The Slow Food Holiday dinner at the North Fork Table & Inn last Friday was truly one of the culinary highlights of my week. I secured a spot on the wait list and thanks to a cancellation, an actual place at the table. The dinner featured local foodstuffs like sweet Peconic Bay Scallops, Long Island Duck, local potatoes, Wickham apples (in Claudia Fleming’s outrageously wonderful Caramelized Apple Napoleon) paired with Long Island wines. Seated at the same table as Louisa and me and All the Hargraves (Zander, Julie and Anne) was my friend Paulette Satur, whose farm was the source of the dinner vegetables as well as a lively foursome of Pat Mundus, daughter of famed Montauk shark fisherman Frank Mundus, her husband Earl, Barbara Close, founder of the holistic health care company Naturopathica, her beau Courtney, a Bukowski fan, sailor, chef and a sort of hardware mogul who I think specializes in selling (thousands of) doorknobs to hotels.
Each of the courses was paired to a particular wine, including the 2008 Social Club white produced by Brooklyn Oenology, the 2008 McCall Vineyard Pinot Noir Rose (which I tasted again just last night with the vintner himself– a story for another day) and the 2007 Wolffer Estate Late Harvest Chardonnay. The true vinous star of the evening, however, was a wine that was not listed on the menu at all: a delicious 2007 The Vineyard Merlot served alongside the Roasted Hudson Valley Ringneck Pheasant Breast.
The Hargraves actually sold their vineyards and winery (now Hargrave Borghese) ten years ago and this was the first wine they’d produced since the sale. (Technically it can’t actually be called Hargrave hence The Vineyard moniker.) Louisa stood up to explain that the wine was her gift to the dinner guests: it was made by the Hargraves with an assist from Eric Fry from grapes grown in Russ McCall’s vineyard in Cutchogue (harvested by all Hargraves) making it perhaps the single-most communal North Fork product consumed that night- not to mention a wonderful legacy for Zander, Julie and Anne.
Louisa Hargrave, vintner (photo Bruce Jaffe)

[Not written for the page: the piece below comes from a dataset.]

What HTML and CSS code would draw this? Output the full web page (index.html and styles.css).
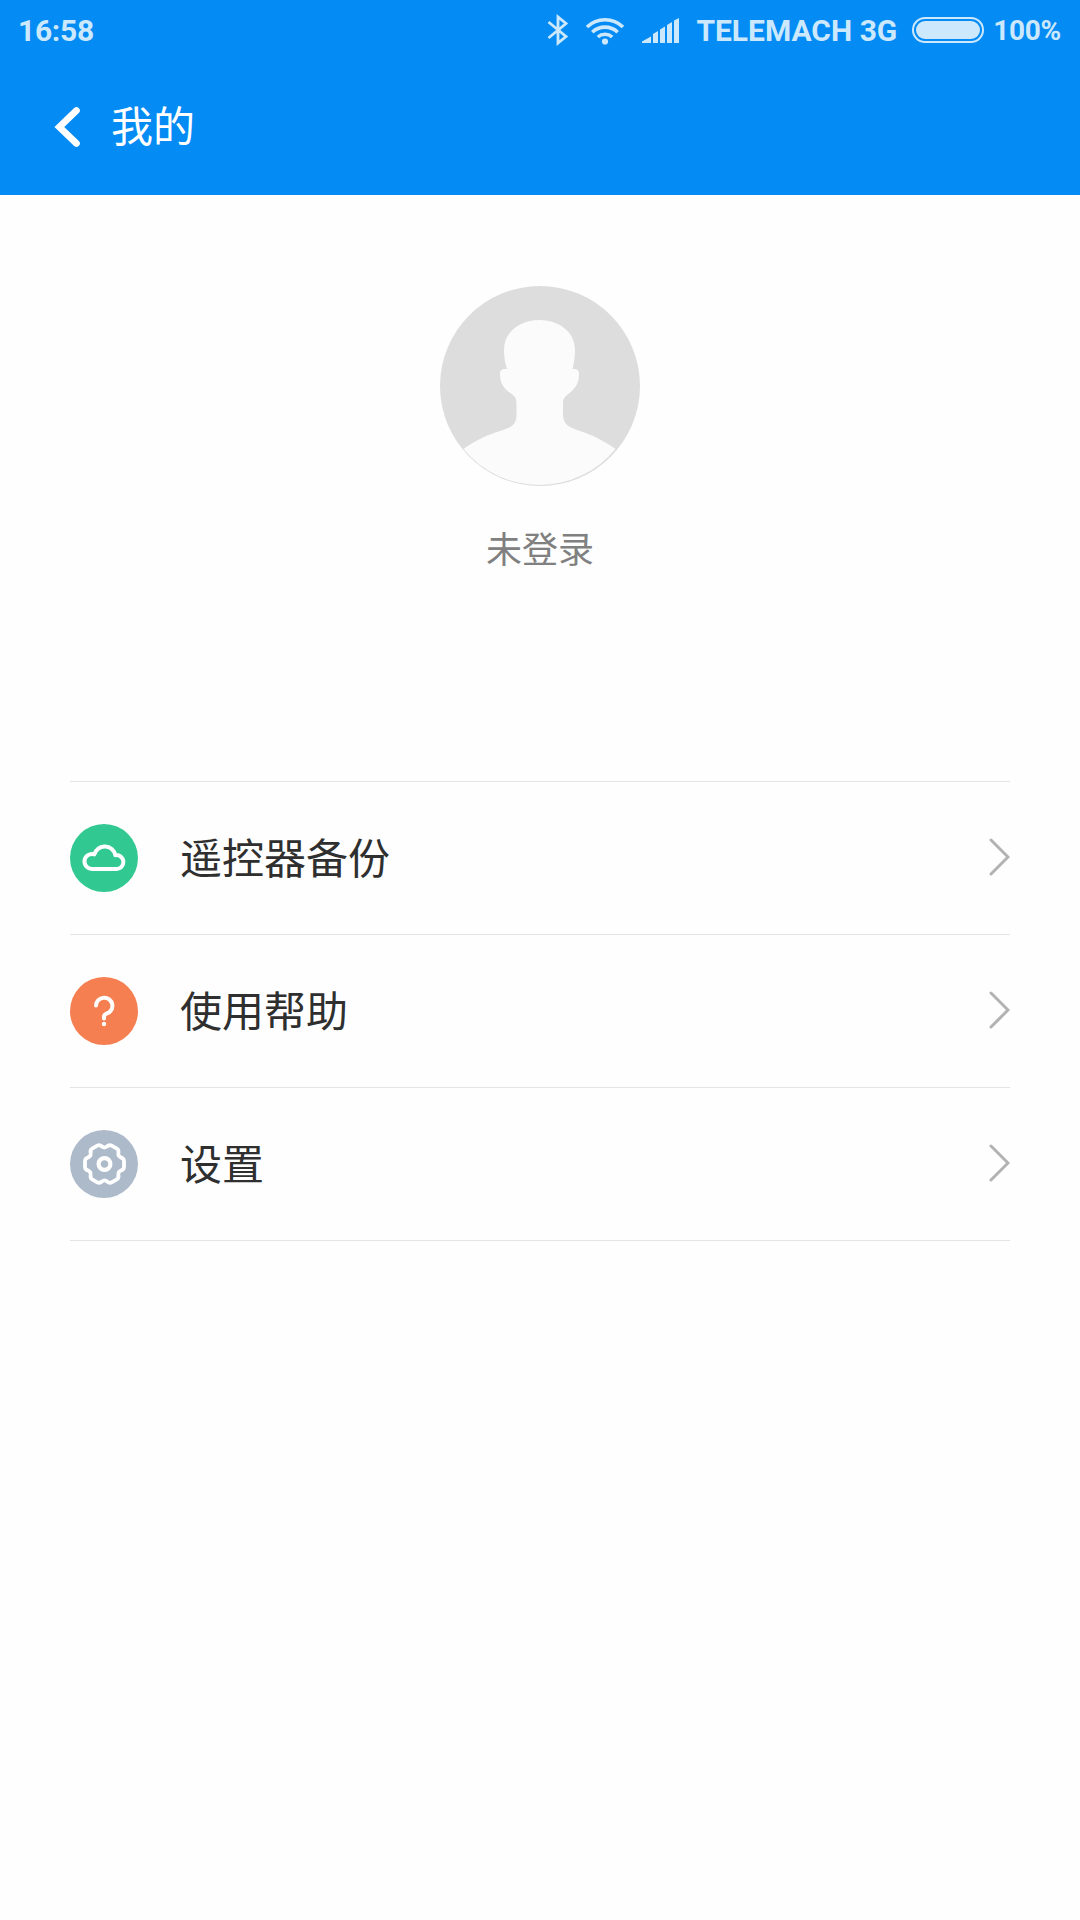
FILE: index.html
```html
<!DOCTYPE html>
<html lang="zh-CN">
<head>
    <meta charset="UTF-8">
    <meta name="viewport" content="width=device-width, initial-scale=1.0">
    <title>我的</title>
    <link rel="stylesheet" href="styles.css">
</head>
<body>

<header>
    <div class="status-bar">
        <span class="time">16:58</span>
        <div class="status-icons">
            <svg class="bluetooth" width="22" height="32" viewBox="0 0 22 32" fill="none" stroke="currentColor" stroke-width="2.8">
                <path d="M1.500 8L19 22.500L11 29V3L19 9.500L1.500 24"/>
            </svg>
            <svg class="wifi" width="40" height="30" viewBox="0 0 40 30">
                <g fill="none" stroke="currentColor" stroke-width="3.600">
                    <path d="M2 12A26 26 0 0 1 38 12"/>
                    <path d="M7.300 17.200A18.500 18.500 0 0 1 32.700 17.200"/>
                    <path d="M12.800 22A11 11 0 0 1 27.200 22"/>
                </g>
                <circle cx="20" cy="26.500" r="3.100" fill="currentColor"/>
            </svg>
            <svg class="signal" width="37" height="25" viewBox="0 0 37 25" fill="currentColor">
                <path d="M0 25V23.500L9 18.500V25ZM11 25V16L16 13V25ZM18 25V11.500L23 8.500V25ZM25 25V7L30 4V25ZM32 25V2.500L37 0V25Z"/>
            </svg>
            <span class="carrier">TELEMACH 3G</span>
            <div class="battery"><div class="battery-level"></div></div>
            <span class="percent">100%</span>
        </div>
    </div>
    <div class="title-bar">
        <svg class="back" width="30" height="44" viewBox="0 0 30 44" fill="none" stroke="#fff" stroke-width="6.700" stroke-linecap="round">
            <path d="M24.500 5.500L7.300 22L24.500 38.500"/>
        </svg>
        <h1>我的</h1>
    </div>
</header>

<div class="profile">
    <svg class="avatar" width="200" height="200" viewBox="0 0 200 200">
        <circle cx="100" cy="100" r="100" fill="#ddd"/>
        <path fill="#fbfbfb" d="M99.500 34C81 34 64 45 64 64C64 71 65 77 67 83C62 82.500 60 84 60 88C60 98 64 103 73 109C76 112 76.500 113 76.500 118V128C76.500 138 73 141 60 145C47 149 36 154 23.500 163A98.200 98.200 0 0 0 175.500 163C163 154 152 149 140 145C128 141 123 138 123 128V118C123 113 124 112 127 109C135 103 139 98 139 88C139 84 137 82.500 132.500 83C134 77 135 71 135 64C135 45 118 34 99.500 34Z"/>
    </svg>
    <div class="login-state">未登录</div>
</div>

<ul class="menu">
    <li class="menu-item">
        <svg class="icon" width="68" height="68" viewBox="0 0 68 68">
            <circle cx="34" cy="34" r="34" fill="#32c892"/>
            <path fill="none" stroke="#fff" stroke-width="4" stroke-linejoin="round" d="M22.500 45A7.500 7.500 0 1 1 24.300 30.400A10.800 10.800 0 0 1 45.300 31.200A6.950 6.950 0 1 1 46.200 45Z"/>
        </svg>
        <span class="label">遥控器备份</span>
        <svg class="arrow" width="22" height="40" viewBox="0 0 22 40"><path d="M3 3L20 20L3 37"/></svg>
    </li>
    <li class="menu-item">
        <svg class="icon" width="68" height="68" viewBox="0 0 68 68">
            <circle cx="34" cy="34" r="34" fill="#f57f51"/>
            <path fill="none" stroke="#fff" stroke-width="4" stroke-linecap="round" d="M26 28.500A8.200 8.200 0 1 1 36.500 36.700Q34 37.700 34 40V41.500"/>
            <circle cx="34" cy="47" r="2.200" fill="#fff"/>
        </svg>
        <span class="label">使用帮助</span>
        <svg class="arrow" width="22" height="40" viewBox="0 0 22 40"><path d="M3 3L20 20L3 37"/></svg>
    </li>
    <li class="menu-item">
        <svg class="icon" width="68" height="68" viewBox="0 0 68 68">
            <circle cx="34" cy="34" r="34" fill="#acbac9"/>
            <g transform="translate(34.500 34)" fill="none" stroke="#fff" stroke-width="3.800" stroke-linecap="round">
                <!-- one tooth, repeated six times -->
                <path id="tooth" d="M17.500 -6C19 -5.300 19.500 -4.300 19.500 -3V3C19.500 4.300 19 5.300 17.500 6C13.900 7.600 13.530 8.240 13.950 12.160"/>
                <use href="#tooth" transform="rotate(60)"/>
                <use href="#tooth" transform="rotate(120)"/>
                <use href="#tooth" transform="rotate(180)"/>
                <use href="#tooth" transform="rotate(240)"/>
                <use href="#tooth" transform="rotate(300)"/>
                <circle r="5.900" stroke-width="4.200"/>
            </g>
        </svg>
        <span class="label">设置</span>
        <svg class="arrow" width="22" height="40" viewBox="0 0 22 40"><path d="M3 3L20 20L3 37"/></svg>
    </li>
</ul>

</body>
</html>
```

FILE: styles.css
```css
* {
    margin: 0;
    padding: 0;
    box-sizing: border-box;
}

body {
    min-height: 100vh;
    background-color: #fefefe;
    font-family: "Noto Sans CJK SC", sans-serif;
}

header {
    height: 195px;
    background-color: #048bf4;
}

.status-bar {
    height: 60px;
    padding: 0 19px 0 18px;
    display: flex;
    justify-content: space-between;
    align-items: center;
    color: #cce8fd;
    font-family: Roboto, sans-serif;
    font-size: 30px;
    font-weight: bold;
}

.time {
    letter-spacing: -0.3px;
}

.status-icons {
    display: flex;
    align-items: center;
}

.bluetooth {
    margin-right: 16px;
}

.wifi {
    margin-right: 17px;
}

.signal {
    margin-top: 1px;
    margin-right: 17px;
}

.carrier {
    margin-right: 15px;
}

.battery {
    width: 72px;
    height: 26px;
    padding: 2px;
    border: 2px solid #cce8fd;
    border-radius: 13px;
    margin-right: 9px;
}

.battery-level {
    height: 100%;
    border-radius: 9px;
    background-color: #cce8fd;
}

.percent {
    font-size: 28px;
    letter-spacing: -0.3px;
}

.title-bar {
    height: 135px;
    padding: 0 0 2px 52px;
    display: flex;
    align-items: center;
}

.title-bar h1 {
    margin-left: 29px;
    padding-bottom: 5px;
    color: #fff;
    font-size: 42px;
    font-weight: normal;
    line-height: 60px;
}

.profile {
    height: 586px;
    padding-top: 91px;
    display: flex;
    flex-direction: column;
    align-items: center;
}

.login-state {
    margin-top: 35px;
    color: #808080;
    font-size: 36px;
    line-height: 52px;
}

.menu {
    margin: 0 70px;
    border-top: 1px solid #e4e4e4;
    list-style: none;
}

.menu-item {
    height: 153px;
    border-bottom: 1px solid #e4e4e4;
    display: flex;
    align-items: center;
}

.label {
    flex: 1;
    margin-left: 42px;
    padding-bottom: 4px;
    color: #2f2f2f;
    font-size: 42px;
    line-height: 60px;
}

.arrow {
    margin-bottom: 2px;
    fill: none;
    stroke: #b2b2b2;
    stroke-width: 3;
    stroke-linecap: round;
}
```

I lived in Ohio for several (formative) years of my life. I even went to college there. So to say that I have a feel for the Midwest is a bit obvious, I guess. I have a good friend who still lives in Ohio but then he’s Cleveland born and bred. (Four generations of Clevelanders- as Jeff likes to point out). Jeff is a wine drinker but not a wine collector- and the time we spent together last January turned into one of the most popular columns I’ve ever written- and yes, it was a search for wine. In Cleveland. And yes, it has a happy ending. (Read and judge for yourself: Cleveland.) Jeff and I were emailing recently about music (does anyone talk on the phone anymore?) and Jeff speculated that the North Fork looks a lot like Ohio.
I’d told Jeff about a great group called Low Anthem who are just out with a wonderful song called “To Ohio” on their latest album “Oh My God Charlie Darwin” and in their youtube video, parts of it, well, kind of look like the North Fork. My plan is to get Jeff, his wife Diane and their (precocious) son Eli to visit me on the North Fork next spring so they can all find out for themselves that the wine on the North Fork is a lot better than the wine in Ohio… of course.
A Christmas Tree Farm
The latest – and seemingly most profitable – crop from the North Fork are Christmas trees. Every farm, every random piece of land or every parking lot, has a bountiful harvest of Christmas trees for sale. There are the usual balsams and frasers along with the usual accouterments of wreaths and “roping” and even “grave blankets.” I hadn’t heard of the latter until today- and anyone who is in a state of similar ignorance on the subject, a grave blanket is holiday greenery cut to the size of a grave although there are greenery grave blankets in the shape of crosses as well. (You can make one as well: there’s even an instructional website to guide would-be grave blanket makers through the entire process.)
I haven’t bought a Christmas tree as yet- though I was hoping to have had one in place before my friends came to dinner last night. Alas, the festive dressing of my house was limited to lights and a few Santas and reindeer (not as tacky as it sounds, I promise). We had a potluck dinner- though as my friend David pointed out, “Potluck is usually a term used when a lot of people are contributing, not just a few.” I contributed salad, side dishes and wine (a lovely Costaripa Rose Spumante from Lombardia and a rich and unctuous 2005 Dave Ramey Hyde Vineyard Chardonnay) and my friends contributed a terrific main course of shrimp and fennel as well as truly dangerous peanut butter macaroons.
‘Potluck’, by the way, is thought to have come from the word “potlach” which means ‘giving’. It certainly seems appropriate to ‘potlach’ this holiday season with everyone you know.
Katie Holmes: (Temporary) North Fork Resident
There ‘s been a lot of celebrity talk on the North Fork these past few weeks as Katie Holmes, Anna Paquin et al have been filming “The Romantics” in and around Southold. (Katie plays a bridesmaid.) I ran into Chris Baiz, of The Oldfield Vineyards, whose property has been the site of the movie set – and the home of Holmes and crew for many days. Chris is a chatty fellow but didn’t give much away – though he did mention that Tom Cruise had helped him put a few cases of wine away. “Katie even took a picture of it.” Did he ask for a copy? Chris shook his head. “But I’m hoping they might send me one.” Then Chris told me a story about the papparazzi who had to buy ladders from the local hardware store (Hart’s) to get a look at the celebrities who were filming a wedding scene. “They must have sold about $1,000 worth of ladders that day,” Chris said.